To be done:
Within this material, how many lines have the string "that" in them? The answer is a number, with nothing added.

Source excerpt:
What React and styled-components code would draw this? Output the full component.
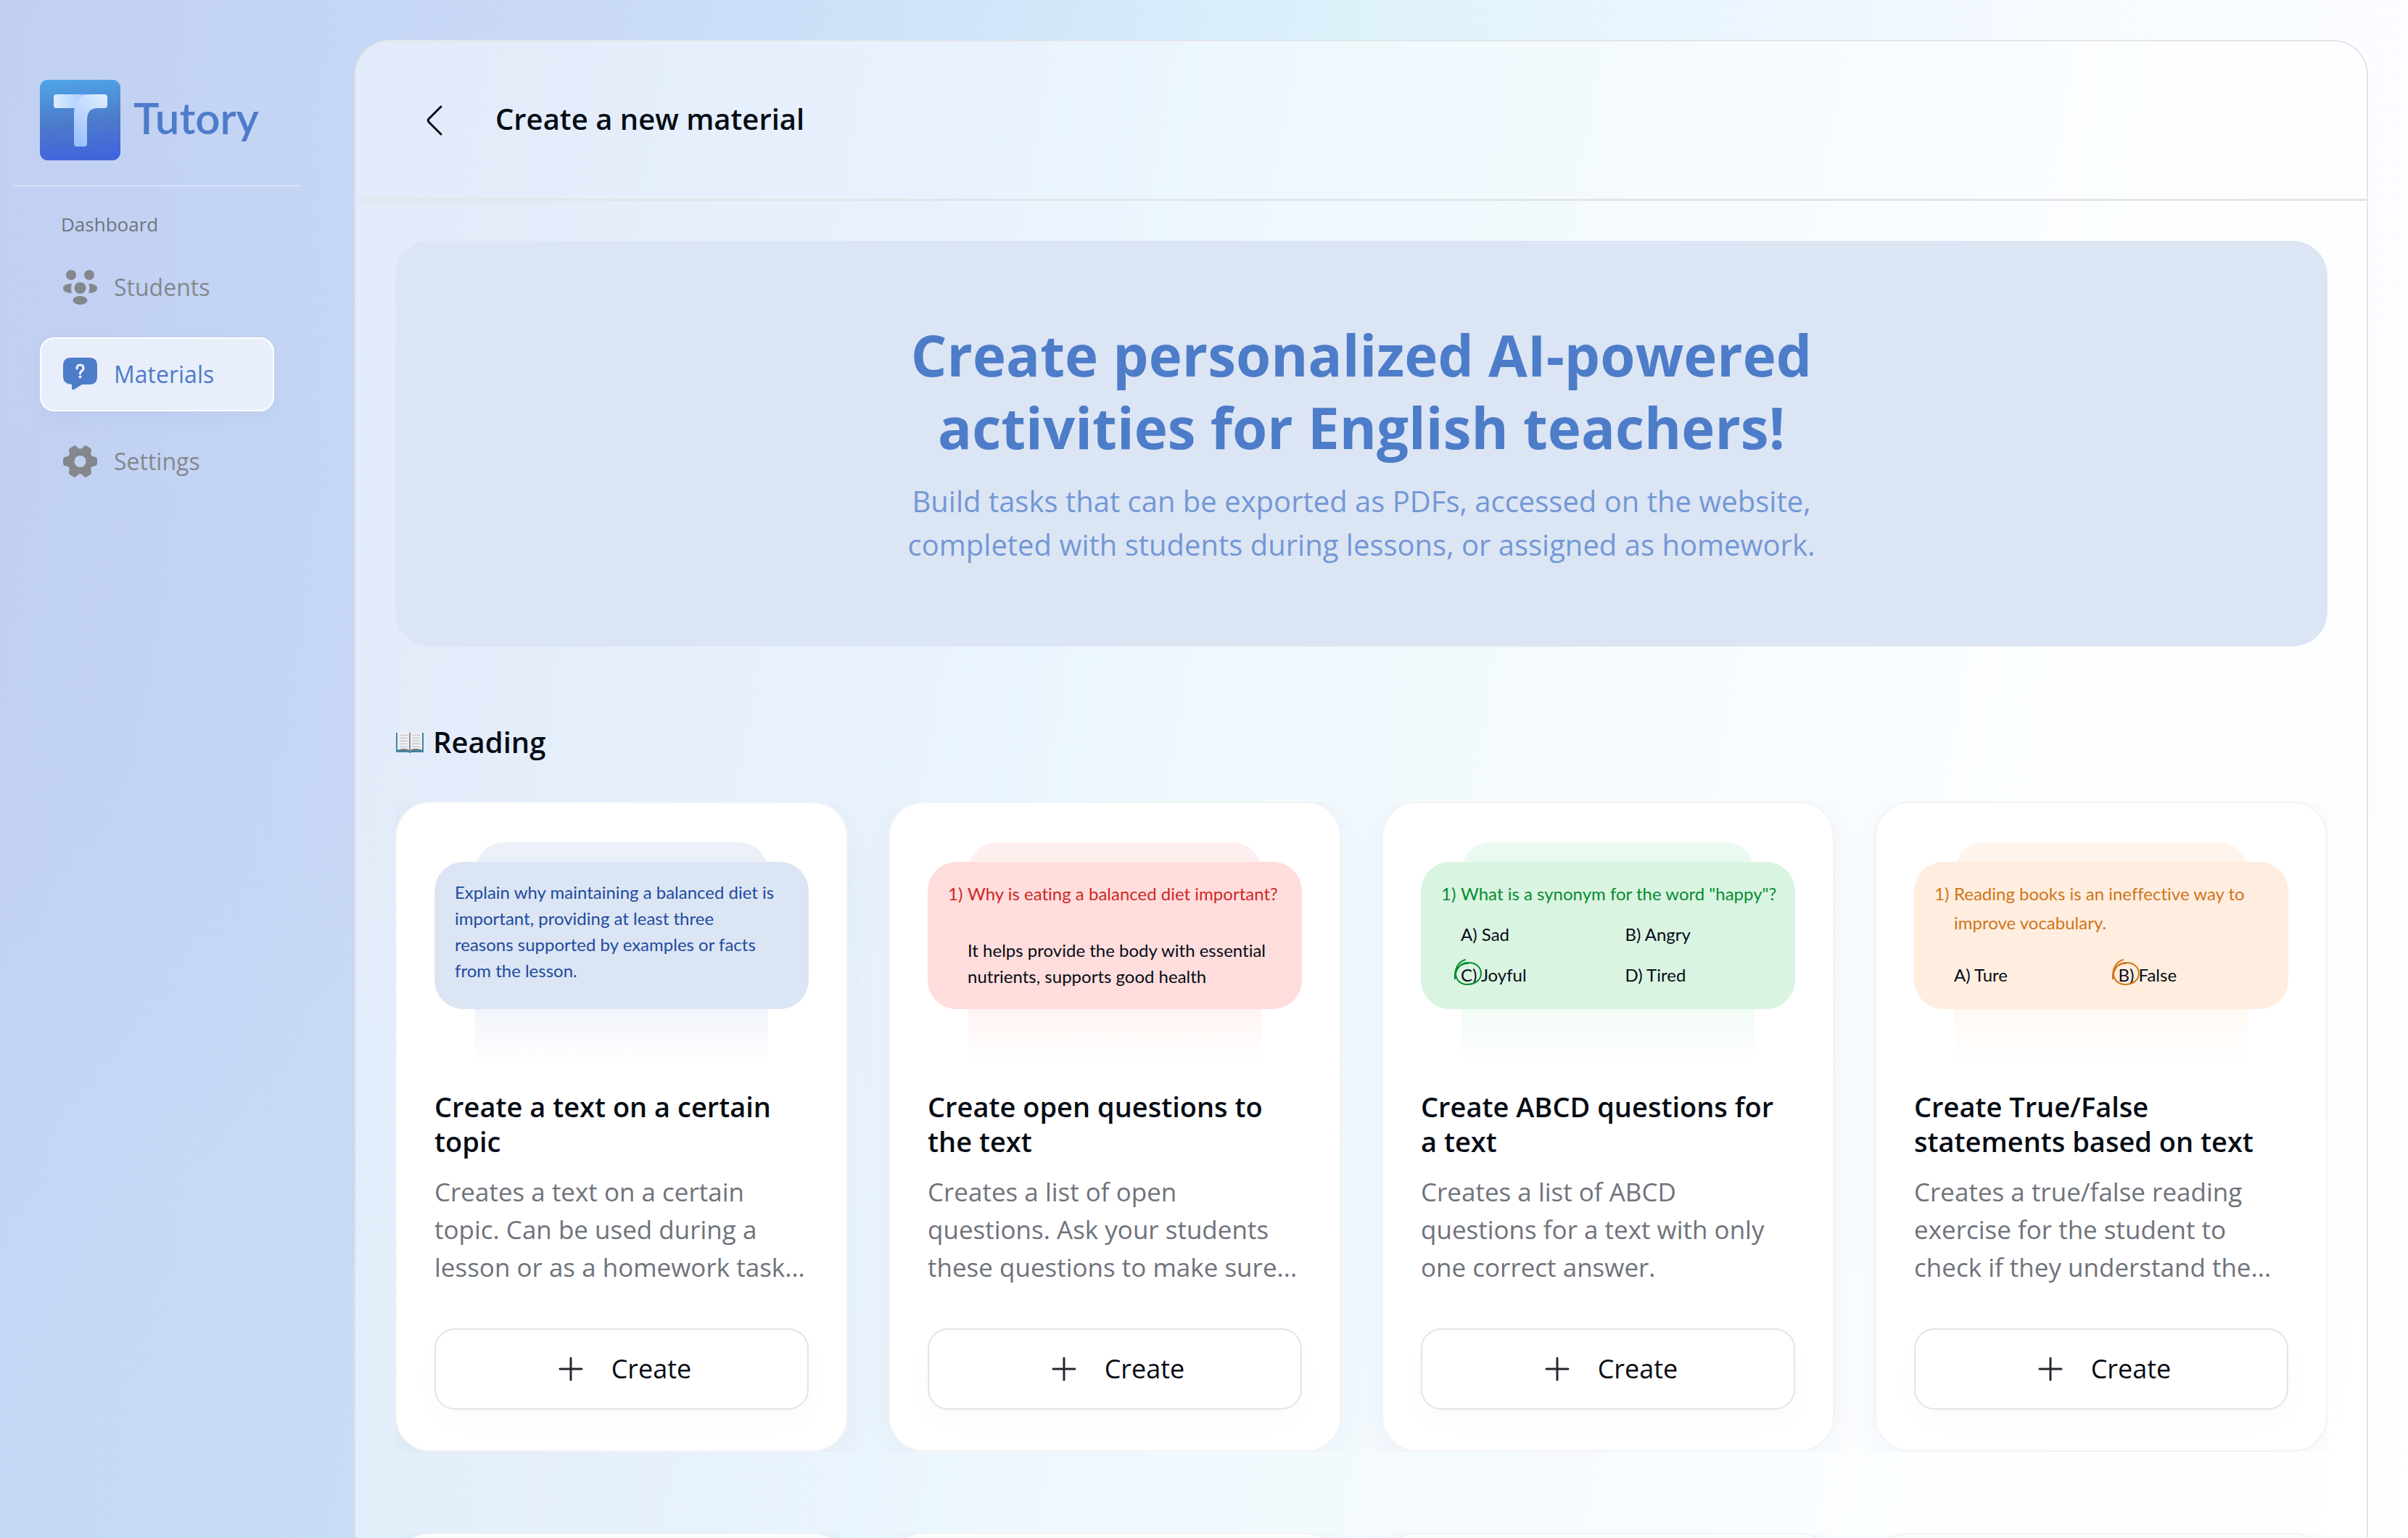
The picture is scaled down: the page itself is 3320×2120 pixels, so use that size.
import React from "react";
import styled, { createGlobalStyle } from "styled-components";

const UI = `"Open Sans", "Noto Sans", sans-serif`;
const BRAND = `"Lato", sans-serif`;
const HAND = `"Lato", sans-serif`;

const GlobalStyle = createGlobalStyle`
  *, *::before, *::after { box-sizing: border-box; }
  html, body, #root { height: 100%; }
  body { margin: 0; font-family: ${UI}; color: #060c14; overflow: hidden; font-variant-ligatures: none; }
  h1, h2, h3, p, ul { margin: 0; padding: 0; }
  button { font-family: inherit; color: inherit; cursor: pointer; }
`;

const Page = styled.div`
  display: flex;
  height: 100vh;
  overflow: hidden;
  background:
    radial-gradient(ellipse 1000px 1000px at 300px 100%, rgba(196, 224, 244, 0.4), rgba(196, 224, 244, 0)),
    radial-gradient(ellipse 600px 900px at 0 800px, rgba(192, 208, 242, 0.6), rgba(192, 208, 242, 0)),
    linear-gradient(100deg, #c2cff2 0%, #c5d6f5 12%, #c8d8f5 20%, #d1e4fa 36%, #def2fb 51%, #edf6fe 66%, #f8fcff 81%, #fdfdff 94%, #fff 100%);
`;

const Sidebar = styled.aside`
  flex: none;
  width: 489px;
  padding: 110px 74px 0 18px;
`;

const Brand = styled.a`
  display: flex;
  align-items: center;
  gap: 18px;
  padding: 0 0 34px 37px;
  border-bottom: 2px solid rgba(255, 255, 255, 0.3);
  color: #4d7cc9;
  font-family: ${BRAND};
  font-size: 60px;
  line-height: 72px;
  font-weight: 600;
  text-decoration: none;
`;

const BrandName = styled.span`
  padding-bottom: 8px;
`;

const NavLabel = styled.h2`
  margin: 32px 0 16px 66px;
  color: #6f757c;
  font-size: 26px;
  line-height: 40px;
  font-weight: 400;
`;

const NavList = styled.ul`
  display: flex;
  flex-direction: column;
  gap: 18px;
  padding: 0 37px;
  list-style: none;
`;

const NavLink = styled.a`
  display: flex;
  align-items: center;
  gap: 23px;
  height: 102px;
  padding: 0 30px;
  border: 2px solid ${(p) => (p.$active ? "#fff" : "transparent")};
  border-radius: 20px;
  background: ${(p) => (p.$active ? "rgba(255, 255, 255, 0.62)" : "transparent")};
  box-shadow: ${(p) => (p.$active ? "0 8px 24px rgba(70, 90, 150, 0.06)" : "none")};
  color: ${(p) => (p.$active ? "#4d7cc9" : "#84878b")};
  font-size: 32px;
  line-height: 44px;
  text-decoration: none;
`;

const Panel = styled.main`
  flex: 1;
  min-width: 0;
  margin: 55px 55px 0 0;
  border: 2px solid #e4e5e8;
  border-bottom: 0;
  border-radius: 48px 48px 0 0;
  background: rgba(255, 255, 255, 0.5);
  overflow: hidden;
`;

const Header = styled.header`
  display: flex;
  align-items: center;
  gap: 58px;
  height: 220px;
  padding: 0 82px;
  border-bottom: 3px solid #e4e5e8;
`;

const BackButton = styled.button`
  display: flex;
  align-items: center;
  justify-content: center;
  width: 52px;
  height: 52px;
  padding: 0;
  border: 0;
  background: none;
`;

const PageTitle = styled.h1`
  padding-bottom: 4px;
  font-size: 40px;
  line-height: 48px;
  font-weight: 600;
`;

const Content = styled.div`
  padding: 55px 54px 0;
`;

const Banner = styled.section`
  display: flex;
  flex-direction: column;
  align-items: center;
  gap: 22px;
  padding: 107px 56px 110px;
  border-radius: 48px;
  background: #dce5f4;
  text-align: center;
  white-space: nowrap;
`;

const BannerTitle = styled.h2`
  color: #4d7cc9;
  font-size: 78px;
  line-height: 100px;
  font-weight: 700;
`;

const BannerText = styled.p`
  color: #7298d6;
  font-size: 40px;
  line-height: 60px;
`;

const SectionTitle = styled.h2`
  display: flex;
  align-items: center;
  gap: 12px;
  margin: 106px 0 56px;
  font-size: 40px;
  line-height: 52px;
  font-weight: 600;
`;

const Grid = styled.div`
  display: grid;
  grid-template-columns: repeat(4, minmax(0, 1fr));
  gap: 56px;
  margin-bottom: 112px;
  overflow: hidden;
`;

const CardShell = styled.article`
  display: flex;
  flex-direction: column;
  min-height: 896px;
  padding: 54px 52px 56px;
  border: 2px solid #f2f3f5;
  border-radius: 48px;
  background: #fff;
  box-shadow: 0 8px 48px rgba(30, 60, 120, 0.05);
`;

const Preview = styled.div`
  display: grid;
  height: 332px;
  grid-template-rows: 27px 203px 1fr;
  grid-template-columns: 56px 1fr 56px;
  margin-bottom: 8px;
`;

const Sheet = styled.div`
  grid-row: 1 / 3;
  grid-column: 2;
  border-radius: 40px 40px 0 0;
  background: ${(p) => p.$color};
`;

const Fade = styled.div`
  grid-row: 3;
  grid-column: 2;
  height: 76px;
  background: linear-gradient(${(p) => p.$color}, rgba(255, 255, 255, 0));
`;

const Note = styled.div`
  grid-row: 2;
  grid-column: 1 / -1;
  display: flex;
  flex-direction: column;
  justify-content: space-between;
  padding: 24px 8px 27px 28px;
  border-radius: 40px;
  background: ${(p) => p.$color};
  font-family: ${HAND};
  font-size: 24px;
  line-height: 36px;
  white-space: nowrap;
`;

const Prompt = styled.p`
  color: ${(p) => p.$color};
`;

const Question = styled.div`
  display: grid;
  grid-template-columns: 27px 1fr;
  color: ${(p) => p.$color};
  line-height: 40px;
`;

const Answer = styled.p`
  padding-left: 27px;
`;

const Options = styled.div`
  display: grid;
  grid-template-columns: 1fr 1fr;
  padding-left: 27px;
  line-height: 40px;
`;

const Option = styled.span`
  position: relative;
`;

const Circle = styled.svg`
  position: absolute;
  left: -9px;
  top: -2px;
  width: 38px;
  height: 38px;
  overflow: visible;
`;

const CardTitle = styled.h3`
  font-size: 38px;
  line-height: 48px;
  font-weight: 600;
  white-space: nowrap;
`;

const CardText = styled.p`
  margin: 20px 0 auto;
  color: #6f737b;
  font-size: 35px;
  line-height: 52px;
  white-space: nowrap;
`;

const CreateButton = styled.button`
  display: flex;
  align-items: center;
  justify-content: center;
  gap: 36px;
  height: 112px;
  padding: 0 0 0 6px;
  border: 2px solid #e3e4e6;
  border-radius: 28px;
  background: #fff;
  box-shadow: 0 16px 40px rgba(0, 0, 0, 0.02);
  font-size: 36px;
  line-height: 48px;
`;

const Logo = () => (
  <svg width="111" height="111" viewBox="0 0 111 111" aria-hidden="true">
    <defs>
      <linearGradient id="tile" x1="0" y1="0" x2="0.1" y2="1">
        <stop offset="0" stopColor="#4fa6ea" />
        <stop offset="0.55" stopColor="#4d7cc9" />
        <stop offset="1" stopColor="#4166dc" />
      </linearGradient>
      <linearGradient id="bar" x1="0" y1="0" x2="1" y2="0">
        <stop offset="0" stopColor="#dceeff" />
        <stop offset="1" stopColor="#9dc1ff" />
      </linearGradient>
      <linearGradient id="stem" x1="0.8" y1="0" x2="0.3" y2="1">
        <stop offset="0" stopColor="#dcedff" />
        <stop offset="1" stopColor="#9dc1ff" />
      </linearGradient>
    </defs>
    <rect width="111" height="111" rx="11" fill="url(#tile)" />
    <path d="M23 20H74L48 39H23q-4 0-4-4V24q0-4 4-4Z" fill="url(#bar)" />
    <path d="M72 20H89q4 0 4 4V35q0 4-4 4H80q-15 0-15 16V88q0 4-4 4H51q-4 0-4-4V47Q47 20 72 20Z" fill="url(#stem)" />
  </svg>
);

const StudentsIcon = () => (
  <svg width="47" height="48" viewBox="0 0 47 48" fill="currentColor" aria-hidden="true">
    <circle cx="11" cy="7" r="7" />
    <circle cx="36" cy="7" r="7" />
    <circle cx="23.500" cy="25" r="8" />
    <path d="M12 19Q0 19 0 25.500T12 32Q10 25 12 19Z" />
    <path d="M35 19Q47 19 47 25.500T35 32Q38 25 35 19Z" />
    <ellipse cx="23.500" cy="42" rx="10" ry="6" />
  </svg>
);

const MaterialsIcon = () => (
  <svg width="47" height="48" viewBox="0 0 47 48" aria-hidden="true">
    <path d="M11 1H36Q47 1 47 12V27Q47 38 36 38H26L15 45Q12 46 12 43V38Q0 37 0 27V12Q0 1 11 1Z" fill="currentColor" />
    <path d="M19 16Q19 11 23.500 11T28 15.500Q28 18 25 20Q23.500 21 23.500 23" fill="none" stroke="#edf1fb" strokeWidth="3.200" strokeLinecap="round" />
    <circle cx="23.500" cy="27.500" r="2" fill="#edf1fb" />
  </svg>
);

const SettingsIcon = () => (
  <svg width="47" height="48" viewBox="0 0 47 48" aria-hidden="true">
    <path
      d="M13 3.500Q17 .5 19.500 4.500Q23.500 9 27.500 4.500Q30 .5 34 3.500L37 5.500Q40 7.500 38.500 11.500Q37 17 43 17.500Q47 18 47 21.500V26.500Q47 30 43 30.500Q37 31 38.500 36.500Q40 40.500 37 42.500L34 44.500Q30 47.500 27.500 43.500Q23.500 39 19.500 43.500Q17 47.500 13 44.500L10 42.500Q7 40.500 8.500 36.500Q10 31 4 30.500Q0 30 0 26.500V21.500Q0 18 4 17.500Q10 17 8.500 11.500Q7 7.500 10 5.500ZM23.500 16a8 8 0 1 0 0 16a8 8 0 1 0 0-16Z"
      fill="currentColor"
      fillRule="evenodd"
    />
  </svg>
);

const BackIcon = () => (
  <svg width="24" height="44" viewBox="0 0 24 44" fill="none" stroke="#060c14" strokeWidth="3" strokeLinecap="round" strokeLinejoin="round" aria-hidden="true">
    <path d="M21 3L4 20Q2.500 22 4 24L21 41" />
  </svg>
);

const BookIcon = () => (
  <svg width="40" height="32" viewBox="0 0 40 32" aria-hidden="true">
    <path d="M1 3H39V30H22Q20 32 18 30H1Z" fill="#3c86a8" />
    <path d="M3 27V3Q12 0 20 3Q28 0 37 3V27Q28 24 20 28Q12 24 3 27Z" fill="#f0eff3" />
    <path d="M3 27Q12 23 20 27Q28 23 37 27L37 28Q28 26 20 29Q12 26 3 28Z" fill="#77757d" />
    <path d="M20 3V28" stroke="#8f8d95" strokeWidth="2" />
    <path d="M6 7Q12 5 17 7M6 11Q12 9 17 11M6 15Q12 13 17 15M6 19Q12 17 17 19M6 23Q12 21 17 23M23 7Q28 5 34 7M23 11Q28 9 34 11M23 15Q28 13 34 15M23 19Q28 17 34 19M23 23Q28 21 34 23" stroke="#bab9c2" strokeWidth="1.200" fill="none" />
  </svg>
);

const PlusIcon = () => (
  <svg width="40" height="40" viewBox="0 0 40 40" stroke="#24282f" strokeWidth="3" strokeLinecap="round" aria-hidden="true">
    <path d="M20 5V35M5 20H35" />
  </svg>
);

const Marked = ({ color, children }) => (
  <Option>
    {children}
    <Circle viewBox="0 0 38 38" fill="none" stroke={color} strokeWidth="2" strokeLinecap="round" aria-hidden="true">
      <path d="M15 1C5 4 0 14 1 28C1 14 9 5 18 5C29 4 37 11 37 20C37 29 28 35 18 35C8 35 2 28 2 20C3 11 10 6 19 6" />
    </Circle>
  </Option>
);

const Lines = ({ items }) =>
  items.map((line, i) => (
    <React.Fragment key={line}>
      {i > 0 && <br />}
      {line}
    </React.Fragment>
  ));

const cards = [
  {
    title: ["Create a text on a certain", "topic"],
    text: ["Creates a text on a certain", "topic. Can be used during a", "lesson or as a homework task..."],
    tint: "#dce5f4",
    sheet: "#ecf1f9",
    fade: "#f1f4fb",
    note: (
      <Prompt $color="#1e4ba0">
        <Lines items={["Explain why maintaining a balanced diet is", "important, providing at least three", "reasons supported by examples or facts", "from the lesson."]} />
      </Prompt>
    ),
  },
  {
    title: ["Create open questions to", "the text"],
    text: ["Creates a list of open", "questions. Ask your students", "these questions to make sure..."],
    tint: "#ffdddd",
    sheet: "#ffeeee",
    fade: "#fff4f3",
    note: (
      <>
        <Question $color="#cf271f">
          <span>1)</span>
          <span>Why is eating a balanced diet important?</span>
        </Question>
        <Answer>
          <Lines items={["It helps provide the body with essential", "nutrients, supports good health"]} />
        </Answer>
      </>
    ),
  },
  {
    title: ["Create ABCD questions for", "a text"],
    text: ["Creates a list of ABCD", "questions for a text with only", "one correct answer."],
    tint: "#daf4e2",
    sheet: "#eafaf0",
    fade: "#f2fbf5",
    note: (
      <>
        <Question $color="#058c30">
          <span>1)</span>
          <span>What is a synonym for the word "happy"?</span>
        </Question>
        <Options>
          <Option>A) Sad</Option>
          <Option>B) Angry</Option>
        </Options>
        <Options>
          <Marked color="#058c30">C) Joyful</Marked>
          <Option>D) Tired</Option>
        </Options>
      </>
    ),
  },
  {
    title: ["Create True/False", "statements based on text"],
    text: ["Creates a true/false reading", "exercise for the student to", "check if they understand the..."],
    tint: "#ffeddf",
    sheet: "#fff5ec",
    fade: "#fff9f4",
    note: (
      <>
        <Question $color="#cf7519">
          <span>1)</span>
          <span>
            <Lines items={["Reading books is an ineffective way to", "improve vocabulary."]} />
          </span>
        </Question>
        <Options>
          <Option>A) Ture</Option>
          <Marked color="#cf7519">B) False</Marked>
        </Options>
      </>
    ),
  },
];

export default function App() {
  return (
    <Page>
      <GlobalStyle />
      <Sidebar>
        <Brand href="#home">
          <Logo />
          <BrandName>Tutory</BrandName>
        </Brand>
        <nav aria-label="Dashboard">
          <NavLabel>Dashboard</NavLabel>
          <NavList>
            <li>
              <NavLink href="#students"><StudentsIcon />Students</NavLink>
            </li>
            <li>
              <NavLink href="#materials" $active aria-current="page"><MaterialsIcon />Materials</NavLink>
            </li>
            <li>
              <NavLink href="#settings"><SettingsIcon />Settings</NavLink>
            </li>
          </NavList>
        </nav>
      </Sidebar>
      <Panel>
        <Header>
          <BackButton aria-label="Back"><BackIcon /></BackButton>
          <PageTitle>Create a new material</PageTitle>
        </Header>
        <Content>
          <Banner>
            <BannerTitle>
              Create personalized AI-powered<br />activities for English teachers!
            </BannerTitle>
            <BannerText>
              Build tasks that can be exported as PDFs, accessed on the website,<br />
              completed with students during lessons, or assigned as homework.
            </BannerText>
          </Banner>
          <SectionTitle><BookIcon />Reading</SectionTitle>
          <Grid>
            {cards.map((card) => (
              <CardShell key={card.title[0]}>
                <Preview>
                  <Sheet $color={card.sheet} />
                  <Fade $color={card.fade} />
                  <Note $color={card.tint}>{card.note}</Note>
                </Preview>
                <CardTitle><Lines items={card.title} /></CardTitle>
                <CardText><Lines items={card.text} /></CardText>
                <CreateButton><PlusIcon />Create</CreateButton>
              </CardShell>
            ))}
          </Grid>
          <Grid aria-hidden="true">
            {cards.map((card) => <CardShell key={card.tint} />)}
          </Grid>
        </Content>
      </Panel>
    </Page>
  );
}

Task solution:
2